The study of brown dwarfs has been hampered by a circular dependency that uses luminosity to determine mass and age simultaneously. But now that the researchers have measured H-alpha emissions, they can estimate ages based on stellar activity rather than models.
The other way this research helps with the mass degeneracy problem is because the brown dwarfs are on wide orbits around primary M dwarfs with well-characterized properties. The large distance separating removes the contaminating effects of tidal heating that could alter the cooling history of the brown dwarfs. It also eliminates the potential for mass transfer and orbital decay, which could also create confusion.

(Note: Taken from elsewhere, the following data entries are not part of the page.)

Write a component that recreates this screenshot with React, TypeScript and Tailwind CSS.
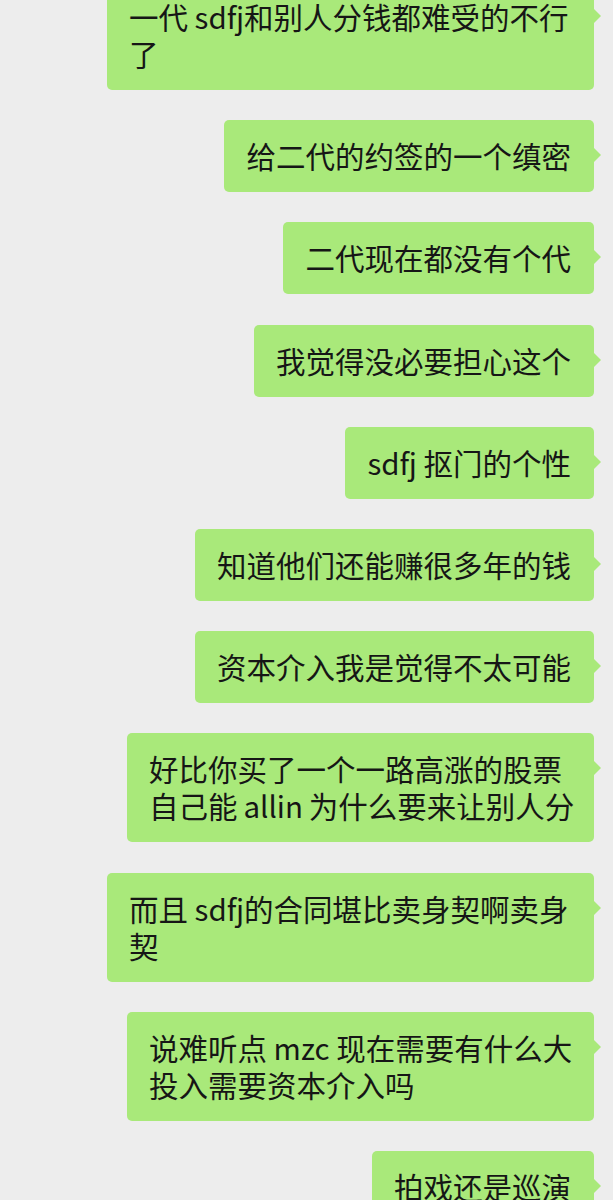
import React from "react";

type Msg = { body: React.ReactNode; w?: string };

const msgs: Msg[] = [
  { body: <>一代 sdfj和别人分钱都难受的不行<br />了</>, w: "w-[487px]" },
  { body: <>给二代的约签的一个缜密</> },
  { body: <>二代现在都没有个代</> },
  { body: <>我觉得没必要担心这个</> },
  { body: <>sdfj 抠门的个性</> },
  { body: <>知道他们还能赚很多年的钱</> },
  { body: <>资本介入我是觉得不太可能</> },
  { body: <>好比你买了一个一路高涨的股票<br />自己能{"\u2009"}allin{"\u2009"}为什么要来让别人分</>, w: "w-[467px]" },
  { body: <>而且 sdfj的合同堪比卖身契啊卖身<br />契</>, w: "w-[487px]" },
  { body: <>说难听点 mzc 现在需要有什么大<br />投入需要资本介入吗</>, w: "w-[467px]" },
  { body: <>拍戏还是巡演</> },
];

function Bubble({ m }: { m: Msg }) {
  return (
    <div className="flex justify-end pr-[19px]">
      <div className="relative">
        <div
          className={`rounded-[5px] bg-[#a9e97a] pl-[22px] pr-[23px] pt-[17px] pb-[18px] text-[29.5px] leading-[37px] text-[#161616] whitespace-nowrap ${m.w ?? ""}`}
        >
          {m.body}
        </div>
        <div className="absolute right-[-7px] top-[28px] h-0 w-0 border-y-[7px] border-l-[7px] border-y-transparent border-l-[#a9e97a]" />
      </div>
    </div>
  );
}

export default function App() {
  return (
    <div
      className="h-[1200px] w-[613px] overflow-hidden bg-[#ededed]"
      style={{ fontFamily: '"Noto Sans CJK SC", "Noto Sans", sans-serif' }}
    >
      <div className="-mt-[19px] flex flex-col gap-[30.2px]">
        {msgs.map((m, i) => (
          <Bubble key={i} m={m} />
        ))}
      </div>
    </div>
  );
}
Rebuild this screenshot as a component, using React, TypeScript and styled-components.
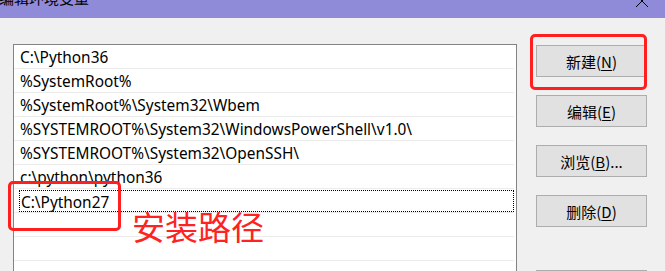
import React from "react";
import styled, { createGlobalStyle } from "styled-components";

const Global = createGlobalStyle`
  html, body { margin: 0; padding: 0; background: #f0f0f0; overflow: hidden; }
  body { font-family: "Noto Sans", "Noto Sans CJK SC", sans-serif; }
`;

const Win = styled.div`
  width: 666px;
  height: 271px;
  overflow: hidden;
  background: #f0f0f0;
  box-sizing: border-box;
  border-right: 1px solid #d8d8d8;
`;

const TitleBar = styled.div`
  height: 18px;
  background: #8f8bd8;
  display: flex;
  justify-content: space-between;
  align-items: flex-start;
  overflow: hidden;
  padding-right: 16px;
`;

const Title = styled.div`
  font-family: "Noto Sans CJK SC", sans-serif;
  font-size: 15px;
  line-height: 15px;
  margin-top: -10px;
  margin-left: -1px;
  color: #000;
`;

const CloseIcon = styled.svg`
  margin-top: -6px;
  flex: none;
`;

const Body = styled.div`
  display: flex;
  align-items: flex-start;
  padding: 26px 0 0 13px;
  gap: 19px;
`;

const ListWrap = styled.div`
  position: relative;
`;

const ListBox = styled.div`
  width: 504px;
  height: 240px;
  box-sizing: border-box;
  border: 1px solid #838383;
  background: #fff;
  padding-right: 2px;
`;

const Row = styled.div<{ $focus?: boolean }>`
  height: 24px;
  box-sizing: border-box;
  border-bottom: 1px solid #ececec;
  padding-left: ${(p) => (p.$focus ? "5px" : "0")};
  padding-top: ${(p) => (p.$focus ? "1px" : "0")};
`;

const RowText = styled.div<{ $focus?: boolean }>`
  height: ${(p) => (p.$focus ? "22px" : "23px")};
  box-sizing: border-box;
  border: ${(p) => (p.$focus ? "1px dotted #000" : "none")};
  padding-left: ${(p) => (p.$focus ? "1px" : "6px")};
  font-size: 15.4px;
  line-height: 23px;
  padding-top: ${(p) => (p.$focus ? "0" : "1px")};
  color: #000;
  white-space: nowrap;
  font-family: "Noto Sans", "Noto Sans CJK SC", sans-serif;
`;

const Buttons = styled.div`
  display: flex;
  flex-direction: column;
  margin-top: 1px;
`;

const Button = styled.div<{ $gap?: number }>`
  position: relative;
  width: 111px;
  height: 32px;
  flex: none;
  box-sizing: border-box;
  background: #e1e1e1;
  border: 1px solid #adadad;
  margin-bottom: ${(p) => p.$gap ?? 18}px;
  display: flex;
  align-items: center;
  justify-content: center;
  font-family: "Noto Sans CJK SC", sans-serif;
  font-size: 15px;
  color: #000;
`;

const Key = styled.span`
  text-decoration: underline;
  text-underline-offset: 2px;
`;

const RedBox = styled.div<{ $l: number; $t: number; $w: number; $h: number }>`
  position: absolute;
  left: ${(p) => p.$l}px;
  top: ${(p) => p.$t}px;
  width: ${(p) => p.$w}px;
  height: ${(p) => p.$h}px;
  box-sizing: border-box;
  border: 3px solid #ff1f1f;
  border-radius: 5px;
  pointer-events: none;
`;

const Note = styled.div`
  position: absolute;
  left: 119px;
  top: 162px;
  font-family: "Noto Sans CJK SC", sans-serif;
  font-size: 33px;
  line-height: 40px;
  color: #ff2222;
  white-space: nowrap;
`;

const paths = [
  "C:\\Python36",
  "%SystemRoot%",
  "%SystemRoot%\\System32\\Wbem",
  "%SYSTEMROOT%\\System32\\WindowsPowerShell\\v1.0\\",
  "%SYSTEMROOT%\\System32\\OpenSSH\\",
  "c:\\python\\python36",
  "C:\\Python27",
  "",
  "",
  "",
];

export default function App() {
  return (
    <Win>
      <Global />
      <TitleBar>
        <Title>编辑环境变量</Title>
        <CloseIcon width="14" height="14" viewBox="0 0 14 14">
          <path d="M1 1 L13 13 M13 1 L1 13" stroke="#000" strokeWidth="1" fill="none" />
        </CloseIcon>
      </TitleBar>
      <Body>
        <ListWrap>
          <ListBox>
            {paths.map((p, i) => (
              <Row key={i} $focus={i === 6}>
                <RowText $focus={i === 6}>{p}</RowText>
              </Row>
            ))}
          </ListBox>
          <RedBox $l={-5} $t={137} $w={113} $h={50} />
          <Note>安装路径</Note>
        </ListWrap>
        <Buttons>
          <Button>
            新建(<Key>N</Key>)
            <RedBox $l={-7} $t={-12} $w={117} $h={56} />
          </Button>
          <Button>
            编辑(<Key>E</Key>)
          </Button>
          <Button>
            浏览(<Key>B</Key>)...
          </Button>
          <Button $gap={43}>
            删除(<Key>D</Key>)
          </Button>
          <Button />
        </Buttons>
      </Body>
    </Win>
  );
}
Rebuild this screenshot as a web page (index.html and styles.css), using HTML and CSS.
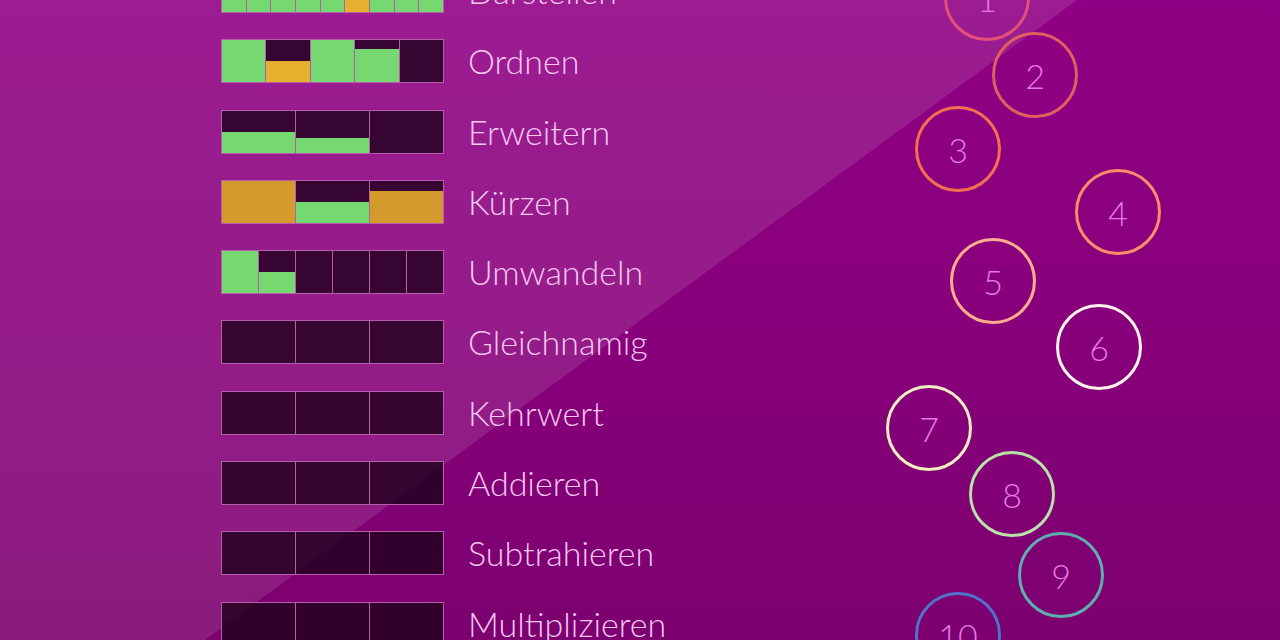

"This system offers a dual benefit for brown dwarf science," said co-researcher Professor Adam Burgasser of the University of California San Diego. "It can serve as an age benchmark to calibrate low-temperature atmosphere models, and as a mass benchmark to test evolutionary models if we can resolve the brown dwarf binary and track its orbit."
"These newly discovered systems, L 122–88 AB and UPM J1040–3551 AB, augment the sample of benchmark BDs, particularly in the less-explored regimes of cool temperature," the researchers write in their article.
"Furthermore, these systems may provide crucial insights into bridging the gap between BDs and giant exoplanets, contributing to a more comprehensive understanding of the low-mass end of the stellar–substellar–planetary continuum," they conclude.